#### DATASET EXCERPT
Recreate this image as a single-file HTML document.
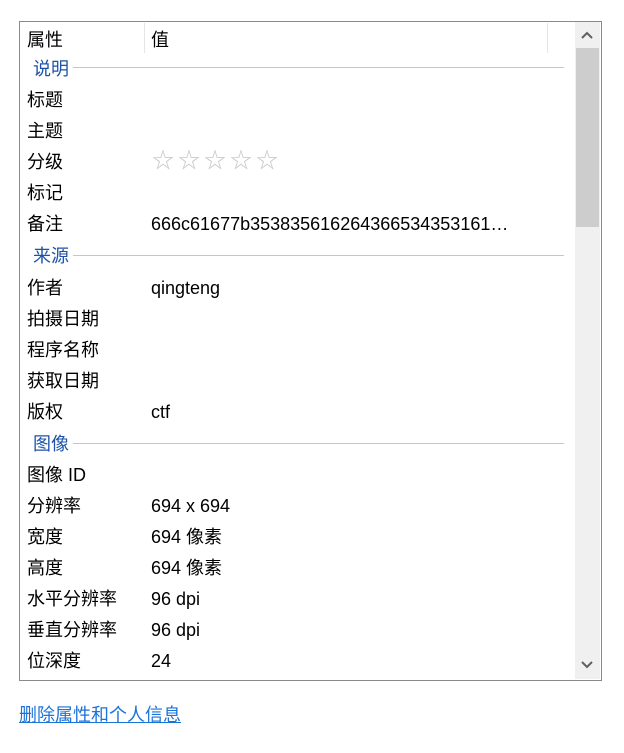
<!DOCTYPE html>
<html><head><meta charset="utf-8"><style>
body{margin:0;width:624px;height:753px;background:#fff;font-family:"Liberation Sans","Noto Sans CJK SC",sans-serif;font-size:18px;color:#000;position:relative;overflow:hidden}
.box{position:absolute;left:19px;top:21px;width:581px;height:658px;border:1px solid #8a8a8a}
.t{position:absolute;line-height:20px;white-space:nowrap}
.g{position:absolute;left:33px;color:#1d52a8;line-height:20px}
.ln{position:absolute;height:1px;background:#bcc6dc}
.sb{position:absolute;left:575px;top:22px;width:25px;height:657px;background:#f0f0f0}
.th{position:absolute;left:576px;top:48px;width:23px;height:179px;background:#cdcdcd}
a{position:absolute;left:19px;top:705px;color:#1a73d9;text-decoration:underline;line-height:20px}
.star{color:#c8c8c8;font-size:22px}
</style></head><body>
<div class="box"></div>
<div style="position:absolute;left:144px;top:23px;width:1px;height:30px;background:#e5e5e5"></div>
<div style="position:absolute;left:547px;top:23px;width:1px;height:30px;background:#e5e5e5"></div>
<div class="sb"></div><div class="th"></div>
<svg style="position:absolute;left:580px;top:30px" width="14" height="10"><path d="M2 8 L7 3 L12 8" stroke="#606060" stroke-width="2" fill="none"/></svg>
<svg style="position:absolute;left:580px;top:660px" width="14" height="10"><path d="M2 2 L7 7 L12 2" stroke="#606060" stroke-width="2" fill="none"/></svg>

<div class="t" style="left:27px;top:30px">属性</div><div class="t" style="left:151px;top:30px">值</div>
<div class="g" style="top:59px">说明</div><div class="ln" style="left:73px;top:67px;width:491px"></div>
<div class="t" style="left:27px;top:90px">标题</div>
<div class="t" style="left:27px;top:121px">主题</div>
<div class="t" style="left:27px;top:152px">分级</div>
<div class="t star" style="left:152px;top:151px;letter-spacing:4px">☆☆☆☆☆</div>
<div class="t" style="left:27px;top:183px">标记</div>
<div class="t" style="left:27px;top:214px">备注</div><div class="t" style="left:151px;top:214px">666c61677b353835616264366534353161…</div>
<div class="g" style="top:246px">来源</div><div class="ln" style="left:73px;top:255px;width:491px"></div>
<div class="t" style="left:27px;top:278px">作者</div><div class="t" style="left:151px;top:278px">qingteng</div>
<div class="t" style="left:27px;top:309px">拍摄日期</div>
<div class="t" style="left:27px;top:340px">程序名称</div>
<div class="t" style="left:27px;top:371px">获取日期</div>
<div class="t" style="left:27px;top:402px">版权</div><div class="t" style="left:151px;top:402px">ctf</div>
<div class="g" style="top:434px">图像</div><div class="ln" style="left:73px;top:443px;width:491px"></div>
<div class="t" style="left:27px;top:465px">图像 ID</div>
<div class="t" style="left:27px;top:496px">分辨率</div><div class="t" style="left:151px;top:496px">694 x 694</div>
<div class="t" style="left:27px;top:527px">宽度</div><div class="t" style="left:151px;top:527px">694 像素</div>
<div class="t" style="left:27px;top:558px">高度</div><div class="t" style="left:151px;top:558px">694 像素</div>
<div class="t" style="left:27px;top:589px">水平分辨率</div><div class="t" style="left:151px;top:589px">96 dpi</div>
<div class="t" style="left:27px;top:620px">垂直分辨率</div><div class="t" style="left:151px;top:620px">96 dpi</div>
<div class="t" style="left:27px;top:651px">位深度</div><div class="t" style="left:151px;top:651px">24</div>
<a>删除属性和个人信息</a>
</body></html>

#### PROBLEM TO WORK ON
Make an exact copy of the data above, pictures excluded.

#### SOLUTION BELOW
Recreate this image as a single-file HTML document.
<!DOCTYPE html>
<html><head><meta charset="utf-8"><style>
body{margin:0;width:624px;height:753px;background:#fff;font-family:"Liberation Sans","Noto Sans CJK SC",sans-serif;font-size:18px;color:#000;position:relative;overflow:hidden}
.box{position:absolute;left:19px;top:21px;width:581px;height:658px;border:1px solid #8a8a8a}
.t{position:absolute;line-height:20px;white-space:nowrap}
.g{position:absolute;left:33px;color:#1d52a8;line-height:20px}
.ln{position:absolute;height:1px;background:#bcc6dc}
.sb{position:absolute;left:575px;top:22px;width:25px;height:657px;background:#f0f0f0}
.th{position:absolute;left:576px;top:48px;width:23px;height:179px;background:#cdcdcd}
a{position:absolute;left:19px;top:705px;color:#1a73d9;text-decoration:underline;line-height:20px}
.star{color:#c8c8c8;font-size:22px}
</style></head><body>
<div class="box"></div>
<div style="position:absolute;left:144px;top:23px;width:1px;height:30px;background:#e5e5e5"></div>
<div style="position:absolute;left:547px;top:23px;width:1px;height:30px;background:#e5e5e5"></div>
<div class="sb"></div><div class="th"></div>
<svg style="position:absolute;left:580px;top:30px" width="14" height="10"><path d="M2 8 L7 3 L12 8" stroke="#606060" stroke-width="2" fill="none"/></svg>
<svg style="position:absolute;left:580px;top:660px" width="14" height="10"><path d="M2 2 L7 7 L12 2" stroke="#606060" stroke-width="2" fill="none"/></svg>

<div class="t" style="left:27px;top:30px">属性</div><div class="t" style="left:151px;top:30px">值</div>
<div class="g" style="top:59px">说明</div><div class="ln" style="left:73px;top:67px;width:491px"></div>
<div class="t" style="left:27px;top:90px">标题</div>
<div class="t" style="left:27px;top:121px">主题</div>
<div class="t" style="left:27px;top:152px">分级</div>
<div class="t star" style="left:152px;top:151px;letter-spacing:4px">☆☆☆☆☆</div>
<div class="t" style="left:27px;top:183px">标记</div>
<div class="t" style="left:27px;top:214px">备注</div><div class="t" style="left:151px;top:214px">666c61677b353835616264366534353161…</div>
<div class="g" style="top:246px">来源</div><div class="ln" style="left:73px;top:255px;width:491px"></div>
<div class="t" style="left:27px;top:278px">作者</div><div class="t" style="left:151px;top:278px">qingteng</div>
<div class="t" style="left:27px;top:309px">拍摄日期</div>
<div class="t" style="left:27px;top:340px">程序名称</div>
<div class="t" style="left:27px;top:371px">获取日期</div>
<div class="t" style="left:27px;top:402px">版权</div><div class="t" style="left:151px;top:402px">ctf</div>
<div class="g" style="top:434px">图像</div><div class="ln" style="left:73px;top:443px;width:491px"></div>
<div class="t" style="left:27px;top:465px">图像 ID</div>
<div class="t" style="left:27px;top:496px">分辨率</div><div class="t" style="left:151px;top:496px">694 x 694</div>
<div class="t" style="left:27px;top:527px">宽度</div><div class="t" style="left:151px;top:527px">694 像素</div>
<div class="t" style="left:27px;top:558px">高度</div><div class="t" style="left:151px;top:558px">694 像素</div>
<div class="t" style="left:27px;top:589px">水平分辨率</div><div class="t" style="left:151px;top:589px">96 dpi</div>
<div class="t" style="left:27px;top:620px">垂直分辨率</div><div class="t" style="left:151px;top:620px">96 dpi</div>
<div class="t" style="left:27px;top:651px">位深度</div><div class="t" style="left:151px;top:651px">24</div>
<a>删除属性和个人信息</a>
</body></html>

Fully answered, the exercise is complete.